Kılıçdaroğlu might break Gandhi’s ‘Salt March’ record

Kılıçdaroğlu might break Gandhi’s ‘Salt March’ record

Mohandas “Mahatma-Venerable” Gandhi embarked on his “Salt March” in order to protest an unfair British salt tax system on March 12, 1930. On the 24th day of his march, which he had started with 78 companions, and despite British attempts to stop it, Gandhi reached the town of Dandi by the ocean and pinched a handful of un-taxed salt of his own country. That was the start of a non-violent direct action campaign and a civil-disobedience movement that ended up in the independence of India from the United Kingdom in 1947.

When elected as the chairman of the social democratic Republican People’s Party (CHP) in 2010, Kemal Kılıçdaroğlu was nicknamed as Gandhi not only because of the physical resemblance but also the modest, but stubborn, approach he brought to Turkish politics.

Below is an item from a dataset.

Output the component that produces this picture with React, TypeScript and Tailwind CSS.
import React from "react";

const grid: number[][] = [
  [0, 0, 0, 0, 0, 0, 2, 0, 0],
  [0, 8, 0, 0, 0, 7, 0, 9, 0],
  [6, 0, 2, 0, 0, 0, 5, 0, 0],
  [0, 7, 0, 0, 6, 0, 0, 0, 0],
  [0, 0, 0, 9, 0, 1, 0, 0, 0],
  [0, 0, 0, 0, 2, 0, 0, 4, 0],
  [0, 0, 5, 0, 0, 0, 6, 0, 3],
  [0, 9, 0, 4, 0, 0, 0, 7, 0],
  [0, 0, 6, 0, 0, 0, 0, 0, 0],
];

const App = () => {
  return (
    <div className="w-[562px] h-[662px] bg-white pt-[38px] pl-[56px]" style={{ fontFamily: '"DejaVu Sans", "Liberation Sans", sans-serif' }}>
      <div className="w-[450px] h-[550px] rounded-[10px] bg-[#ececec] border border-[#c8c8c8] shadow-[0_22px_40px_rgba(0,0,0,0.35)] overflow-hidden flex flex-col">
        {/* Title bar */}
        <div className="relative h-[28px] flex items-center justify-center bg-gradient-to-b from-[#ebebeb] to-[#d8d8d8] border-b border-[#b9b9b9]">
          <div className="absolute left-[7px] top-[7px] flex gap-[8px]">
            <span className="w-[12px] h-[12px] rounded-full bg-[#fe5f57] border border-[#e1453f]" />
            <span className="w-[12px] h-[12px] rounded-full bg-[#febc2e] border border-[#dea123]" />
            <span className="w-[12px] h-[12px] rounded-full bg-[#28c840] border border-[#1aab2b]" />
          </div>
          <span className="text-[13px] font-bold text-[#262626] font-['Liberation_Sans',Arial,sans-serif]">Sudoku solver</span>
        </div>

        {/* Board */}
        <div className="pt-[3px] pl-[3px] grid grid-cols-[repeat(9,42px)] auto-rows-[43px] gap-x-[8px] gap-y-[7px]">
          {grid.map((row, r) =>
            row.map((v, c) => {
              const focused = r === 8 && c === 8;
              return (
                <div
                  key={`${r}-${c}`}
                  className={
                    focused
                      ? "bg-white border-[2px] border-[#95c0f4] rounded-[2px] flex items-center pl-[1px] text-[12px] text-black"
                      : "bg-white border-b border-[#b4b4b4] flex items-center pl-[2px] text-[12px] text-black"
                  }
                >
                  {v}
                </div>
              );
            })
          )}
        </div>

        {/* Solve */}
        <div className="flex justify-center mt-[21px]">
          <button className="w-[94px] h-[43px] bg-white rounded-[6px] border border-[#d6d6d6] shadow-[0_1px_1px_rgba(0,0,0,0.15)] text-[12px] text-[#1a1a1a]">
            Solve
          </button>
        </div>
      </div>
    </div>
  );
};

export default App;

Kılıçdaroğlu has been the target of many criticisms so far for not being able to lead an effective opposition movement and campaign against landslide wins of President Tayyip Erdoğan, despite being able to increase his party’s vote potential from 21-22 level to 25-26 and keeping it there. That was until June 14, when an Istanbul court sentenced a CHP deputy, Enis Berberoğlu, to 25 years in jail on charges of terrorism and espionage for providing news material to a newspaper.
The next day, on June 15, he started a march from central Ankara, near the offices of the Prime Minister and the Justice Minister on the 450-km trail to where Berberoğlu was put in prison, calling it a “Justice March.” Erdoğan has denounced it as being not much different than the July 15, 2016, military coup attempt, which is believed to be masterminded by Fethullah Gülen, a U.S.-resident Islamist preacher. “The coup plotters used F-16s and tanks, and he [Kılıçdaroğlu] has this march,” Erdoğan had said. Kılıçdaroğlu replied to him: “We mean no harm to anyone, and we won’t fall into provocation traps.”

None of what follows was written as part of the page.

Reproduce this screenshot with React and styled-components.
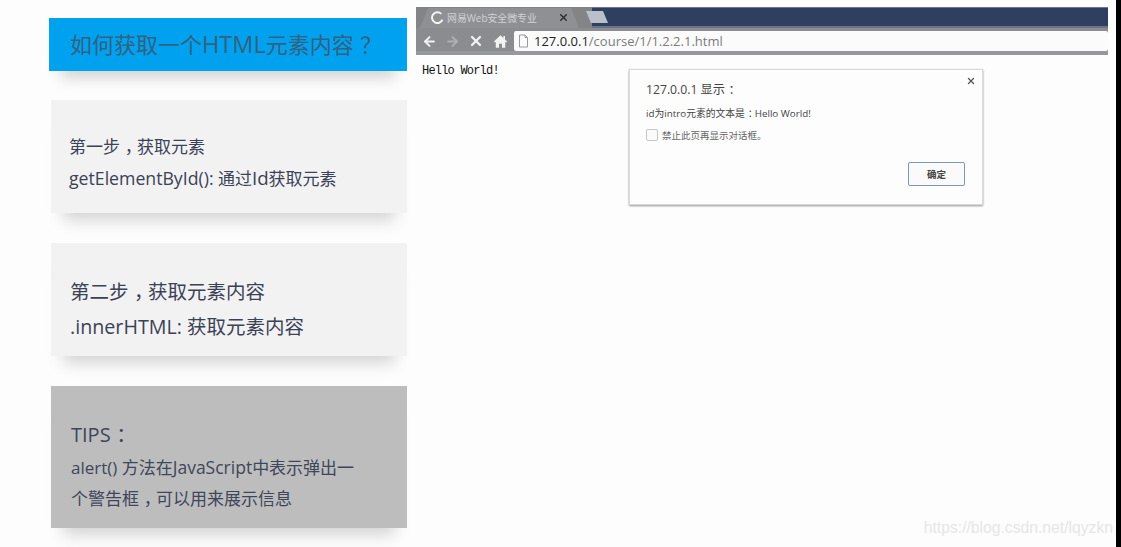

The CHP leader did not permit his supporters to use party flags, emblems and slogans other than placards with only “justice” written on them. The result is that not only CHP supporters, but many others from different walks of life of politics have started to show solidarity by walking with Kılıçdaroğlu, from former ruling Justice and Development Party (AK Party) ministers, to smaller left-wing parties rejecting violence. Kılıçdaroğlu on June 28 said according to a survey they carried out, almost all naysayers in the April 16 referendum, which asked citizens whether or not to shift to an executive presidency, supported the march, and a majority of Erdoğan supporters considered it with tolerance.

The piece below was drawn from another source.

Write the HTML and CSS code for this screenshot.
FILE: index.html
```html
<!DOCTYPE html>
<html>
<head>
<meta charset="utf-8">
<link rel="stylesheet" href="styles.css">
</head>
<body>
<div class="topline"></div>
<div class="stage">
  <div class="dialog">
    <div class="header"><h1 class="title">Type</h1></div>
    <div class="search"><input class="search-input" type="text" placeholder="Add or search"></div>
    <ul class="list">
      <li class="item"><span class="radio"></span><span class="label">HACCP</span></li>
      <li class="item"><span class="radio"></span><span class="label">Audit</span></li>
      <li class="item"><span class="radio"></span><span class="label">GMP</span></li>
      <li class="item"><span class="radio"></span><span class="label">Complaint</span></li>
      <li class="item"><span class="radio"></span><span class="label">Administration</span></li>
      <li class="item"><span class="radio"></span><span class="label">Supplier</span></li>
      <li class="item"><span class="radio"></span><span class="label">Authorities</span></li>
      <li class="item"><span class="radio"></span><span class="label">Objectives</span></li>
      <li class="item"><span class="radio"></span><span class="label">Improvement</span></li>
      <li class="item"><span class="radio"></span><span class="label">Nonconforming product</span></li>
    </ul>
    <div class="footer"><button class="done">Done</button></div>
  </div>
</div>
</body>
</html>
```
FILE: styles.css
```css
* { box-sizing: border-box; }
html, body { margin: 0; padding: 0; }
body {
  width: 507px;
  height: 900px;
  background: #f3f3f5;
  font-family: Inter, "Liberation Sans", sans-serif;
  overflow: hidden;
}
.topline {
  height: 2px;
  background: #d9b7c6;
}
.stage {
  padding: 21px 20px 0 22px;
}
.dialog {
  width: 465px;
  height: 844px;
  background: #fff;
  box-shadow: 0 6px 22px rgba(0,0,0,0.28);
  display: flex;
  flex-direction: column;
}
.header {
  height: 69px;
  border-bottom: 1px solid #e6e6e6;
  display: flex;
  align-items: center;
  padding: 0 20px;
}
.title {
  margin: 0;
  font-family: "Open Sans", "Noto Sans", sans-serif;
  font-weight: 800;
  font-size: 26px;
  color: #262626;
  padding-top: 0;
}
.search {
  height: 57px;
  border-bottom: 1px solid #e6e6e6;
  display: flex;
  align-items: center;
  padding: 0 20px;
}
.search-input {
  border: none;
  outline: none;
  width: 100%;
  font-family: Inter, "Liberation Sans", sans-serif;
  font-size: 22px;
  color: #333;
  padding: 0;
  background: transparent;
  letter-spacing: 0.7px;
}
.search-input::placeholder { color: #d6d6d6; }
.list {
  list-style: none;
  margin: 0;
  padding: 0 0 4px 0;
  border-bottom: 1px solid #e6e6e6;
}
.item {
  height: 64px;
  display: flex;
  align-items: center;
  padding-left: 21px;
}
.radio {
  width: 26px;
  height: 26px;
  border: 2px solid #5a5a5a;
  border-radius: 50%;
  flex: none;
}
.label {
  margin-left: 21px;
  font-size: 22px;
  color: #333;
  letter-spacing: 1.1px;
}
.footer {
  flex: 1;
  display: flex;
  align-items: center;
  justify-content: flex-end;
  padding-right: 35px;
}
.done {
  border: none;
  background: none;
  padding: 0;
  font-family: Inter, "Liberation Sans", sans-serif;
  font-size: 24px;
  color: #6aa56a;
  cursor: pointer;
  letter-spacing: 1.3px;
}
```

The march has left behind its second week on June 29, growing a line of kilometers-long participation of more than ten thousand people, amid an approaching heat wave in Turkey. The march is scheduled to end with a rally in Istanbul on July 9, on its 25th day, walking approximately 20 kilometers every day as Gandhi did.

Gandhi was 61 years old when he walked the “Salt March.” If 69-year-old Kılıçdaroğlu will complete his “Justice March,” he will break Gandhi’s "Salt March" record with only one day.